» TO DO
Copy nothing but the text: reproduce each line of the listing exactly and leave the pictures out.

» DATA PROVIDED

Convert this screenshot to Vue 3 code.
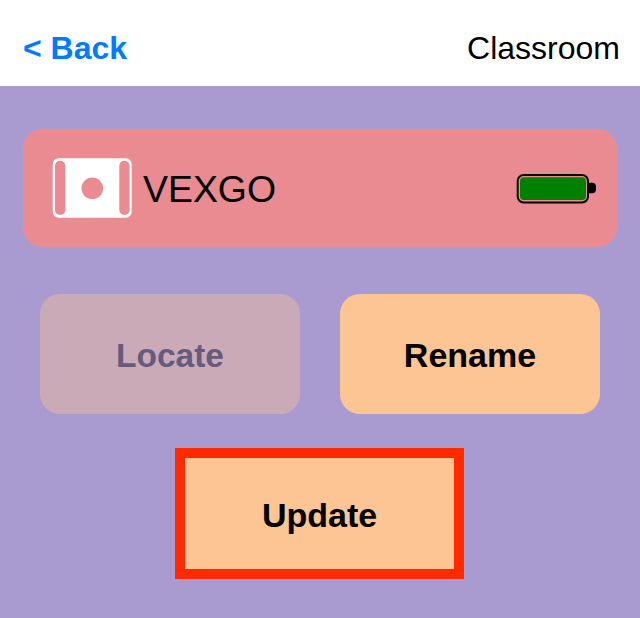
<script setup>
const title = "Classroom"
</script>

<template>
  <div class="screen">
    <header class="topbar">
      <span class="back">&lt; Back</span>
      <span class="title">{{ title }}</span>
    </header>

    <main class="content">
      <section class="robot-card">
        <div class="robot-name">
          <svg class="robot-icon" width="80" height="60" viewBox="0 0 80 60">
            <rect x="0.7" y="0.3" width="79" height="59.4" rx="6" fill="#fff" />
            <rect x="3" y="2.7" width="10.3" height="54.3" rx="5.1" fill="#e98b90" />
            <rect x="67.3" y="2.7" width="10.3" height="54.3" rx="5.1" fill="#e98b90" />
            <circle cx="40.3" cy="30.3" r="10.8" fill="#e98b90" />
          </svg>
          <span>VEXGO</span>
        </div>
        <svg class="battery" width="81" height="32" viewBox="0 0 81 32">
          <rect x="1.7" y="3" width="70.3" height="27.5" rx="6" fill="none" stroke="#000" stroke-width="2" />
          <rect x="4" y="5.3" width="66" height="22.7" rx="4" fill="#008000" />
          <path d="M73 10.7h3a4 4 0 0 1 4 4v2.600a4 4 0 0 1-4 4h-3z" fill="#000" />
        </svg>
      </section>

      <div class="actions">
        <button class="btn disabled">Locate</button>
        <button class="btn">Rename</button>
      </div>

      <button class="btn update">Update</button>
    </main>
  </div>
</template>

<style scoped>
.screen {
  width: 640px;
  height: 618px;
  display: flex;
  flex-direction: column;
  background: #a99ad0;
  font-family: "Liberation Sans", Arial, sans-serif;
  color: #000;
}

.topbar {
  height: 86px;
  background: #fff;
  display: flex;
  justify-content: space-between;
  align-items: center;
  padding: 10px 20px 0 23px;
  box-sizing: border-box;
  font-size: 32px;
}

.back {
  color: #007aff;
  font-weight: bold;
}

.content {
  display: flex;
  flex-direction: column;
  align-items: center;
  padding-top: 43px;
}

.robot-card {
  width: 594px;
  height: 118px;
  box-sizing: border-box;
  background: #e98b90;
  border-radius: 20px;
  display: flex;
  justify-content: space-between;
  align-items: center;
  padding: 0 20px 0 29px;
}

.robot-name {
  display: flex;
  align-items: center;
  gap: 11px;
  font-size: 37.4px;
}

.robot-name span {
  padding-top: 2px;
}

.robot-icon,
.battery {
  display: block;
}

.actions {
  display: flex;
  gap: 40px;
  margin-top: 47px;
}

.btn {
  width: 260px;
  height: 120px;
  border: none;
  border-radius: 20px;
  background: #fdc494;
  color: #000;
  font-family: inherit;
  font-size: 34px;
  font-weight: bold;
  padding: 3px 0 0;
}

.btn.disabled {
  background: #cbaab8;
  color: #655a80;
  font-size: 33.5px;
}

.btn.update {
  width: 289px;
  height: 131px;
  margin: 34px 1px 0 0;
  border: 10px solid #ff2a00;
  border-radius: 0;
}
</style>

» CORRECT RESPONSE
Convert this screenshot to Vue 3 code.
<script setup>
const title = "Classroom"
</script>

<template>
  <div class="screen">
    <header class="topbar">
      <span class="back">&lt; Back</span>
      <span class="title">{{ title }}</span>
    </header>

    <main class="content">
      <section class="robot-card">
        <div class="robot-name">
          <svg class="robot-icon" width="80" height="60" viewBox="0 0 80 60">
            <rect x="0.7" y="0.3" width="79" height="59.4" rx="6" fill="#fff" />
            <rect x="3" y="2.7" width="10.3" height="54.3" rx="5.1" fill="#e98b90" />
            <rect x="67.3" y="2.7" width="10.3" height="54.3" rx="5.1" fill="#e98b90" />
            <circle cx="40.3" cy="30.3" r="10.8" fill="#e98b90" />
          </svg>
          <span>VEXGO</span>
        </div>
        <svg class="battery" width="81" height="32" viewBox="0 0 81 32">
          <rect x="1.7" y="3" width="70.3" height="27.5" rx="6" fill="none" stroke="#000" stroke-width="2" />
          <rect x="4" y="5.3" width="66" height="22.7" rx="4" fill="#008000" />
          <path d="M73 10.7h3a4 4 0 0 1 4 4v2.600a4 4 0 0 1-4 4h-3z" fill="#000" />
        </svg>
      </section>

      <div class="actions">
        <button class="btn disabled">Locate</button>
        <button class="btn">Rename</button>
      </div>

      <button class="btn update">Update</button>
    </main>
  </div>
</template>

<style scoped>
.screen {
  width: 640px;
  height: 618px;
  display: flex;
  flex-direction: column;
  background: #a99ad0;
  font-family: "Liberation Sans", Arial, sans-serif;
  color: #000;
}

.topbar {
  height: 86px;
  background: #fff;
  display: flex;
  justify-content: space-between;
  align-items: center;
  padding: 10px 20px 0 23px;
  box-sizing: border-box;
  font-size: 32px;
}

.back {
  color: #007aff;
  font-weight: bold;
}

.content {
  display: flex;
  flex-direction: column;
  align-items: center;
  padding-top: 43px;
}

.robot-card {
  width: 594px;
  height: 118px;
  box-sizing: border-box;
  background: #e98b90;
  border-radius: 20px;
  display: flex;
  justify-content: space-between;
  align-items: center;
  padding: 0 20px 0 29px;
}

.robot-name {
  display: flex;
  align-items: center;
  gap: 11px;
  font-size: 37.4px;
}

.robot-name span {
  padding-top: 2px;
}

.robot-icon,
.battery {
  display: block;
}

.actions {
  display: flex;
  gap: 40px;
  margin-top: 47px;
}

.btn {
  width: 260px;
  height: 120px;
  border: none;
  border-radius: 20px;
  background: #fdc494;
  color: #000;
  font-family: inherit;
  font-size: 34px;
  font-weight: bold;
  padding: 3px 0 0;
}

.btn.disabled {
  background: #cbaab8;
  color: #655a80;
  font-size: 33.5px;
}

.btn.update {
  width: 289px;
  height: 131px;
  margin: 34px 1px 0 0;
  border: 10px solid #ff2a00;
  border-radius: 0;
}
</style>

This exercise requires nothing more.